Choosing what to wear on your wedding day has never been just about the dress — it’s about stepping into the truest version of yourself. In that sense, the question of how to choose a wedding dress becomes something deeper: less about tradition, more about identity.
The dress as identity
Once dictated by tradition, today the wedding dress exists as a reflection of self: a carefully chosen silhouette that speaks not just to style, but to who you really are. The modern bride is not asking what she should wear, but what feels right.
In that sense, choosing a wedding dress is less about fashion, and more about authorship: who do you become when all eyes are on you?
Minimalism or romance?
The choice is rarely just aesthetic — it is emotional.
Minimalism, in its purest form, is not simplicity but restraint. Clean lines, silk or satin, a silhouette that follows rather than dominates the body. It suggests a bride who is self-assured, who understands that presence does not require embellishment.

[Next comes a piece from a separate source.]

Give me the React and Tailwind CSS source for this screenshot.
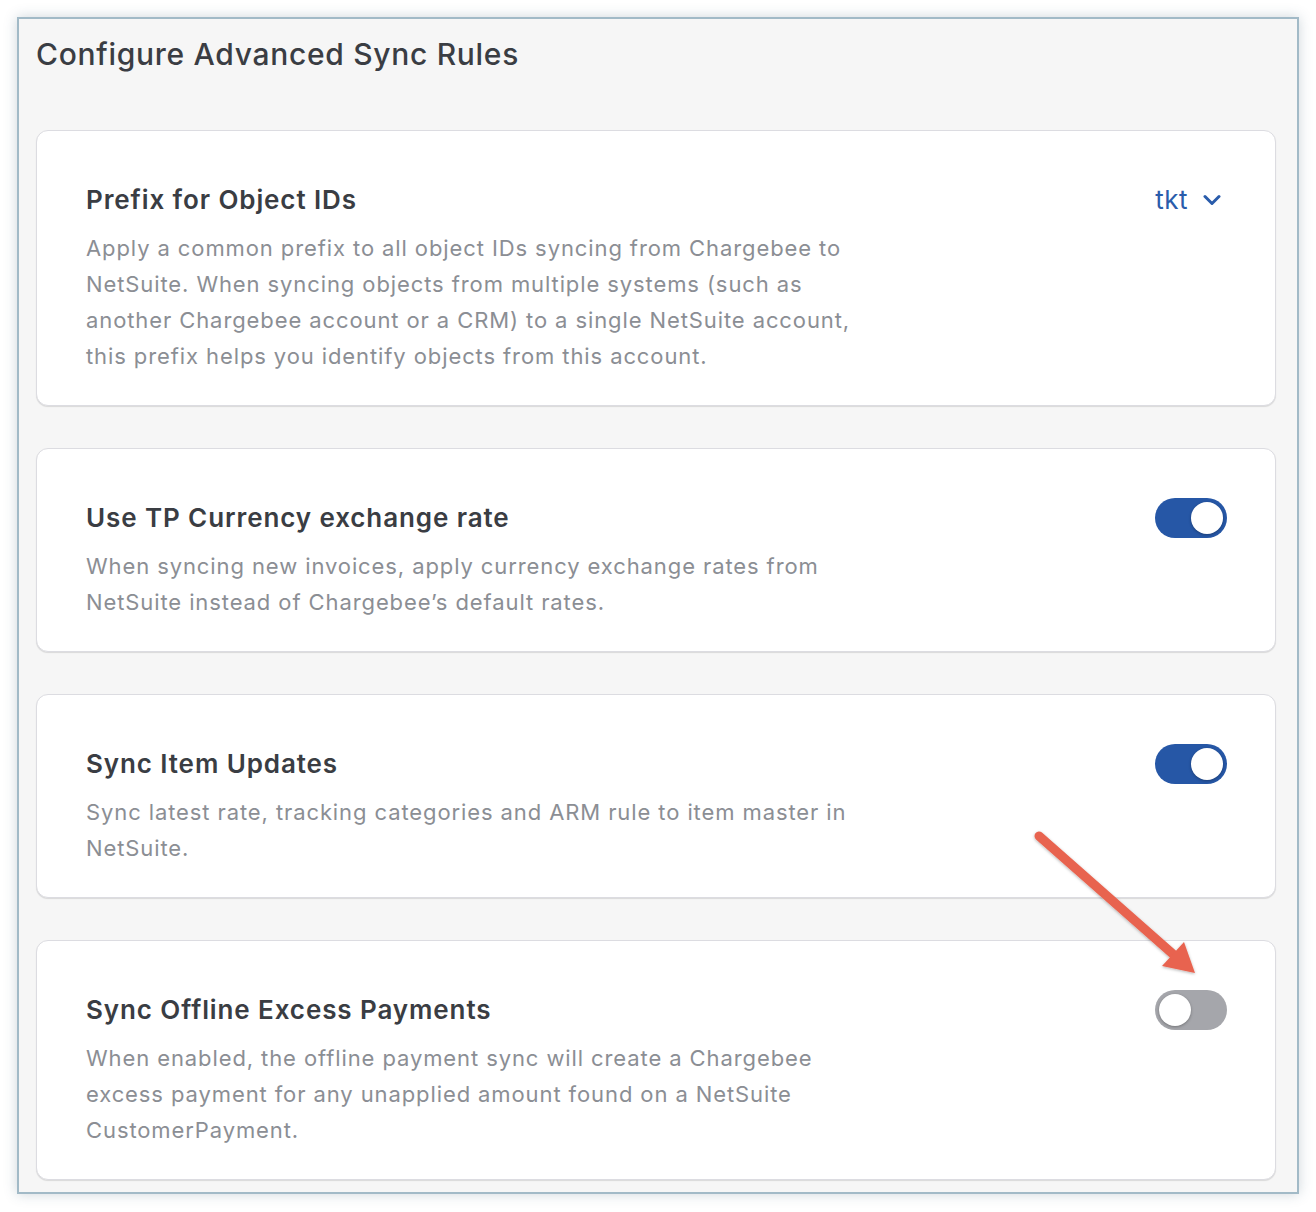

Romance, on the other hand, lingers. Lace, embroidery, weightless layers that move with the air. These dresses do not simply exist — they unfold. They belong to spring ceremonies, to long tables under open skies, to weddings that feel like scenes from memory rather than moments in time.
Neither is more valid. Each is a different language of love.
The setting as a guide
Nowhere is this more apparent than in destination weddings.
A wedding dress does not exist in isolation. It belongs to a setting, a season, a particular kind of light. A ceremony in the rolling hills of Tuscany calls for something entirely different than a city affair in Rome. One invites softness — movement, breathability, a certain ease. The other may lean toward structure, precision, intention.
The most compelling bridal looks feel inevitable, as though they could not exist anywhere else.
The unexpected choice
When asked about how to choose a wedding dress, almost every bride describes the same quiet surprise: the one they imagined is rarely the one they choose.
There is a moment when the decision becomes instinctive. The mirror reflects something more than appearance: recognition, perhaps. Or alignment.
It is not about perfection. It is about truth.
Becoming, not choosing
In the end, selecting a wedding dress is only the first step.
It marks the shift from abstract ideas of love to something tangible. The dress does not create the bride, but it reveals her, if only for a moment. And that is why it matters.
Because in choosing what to wear, you are, in some small and significant way, choosing who you will be when everything begins.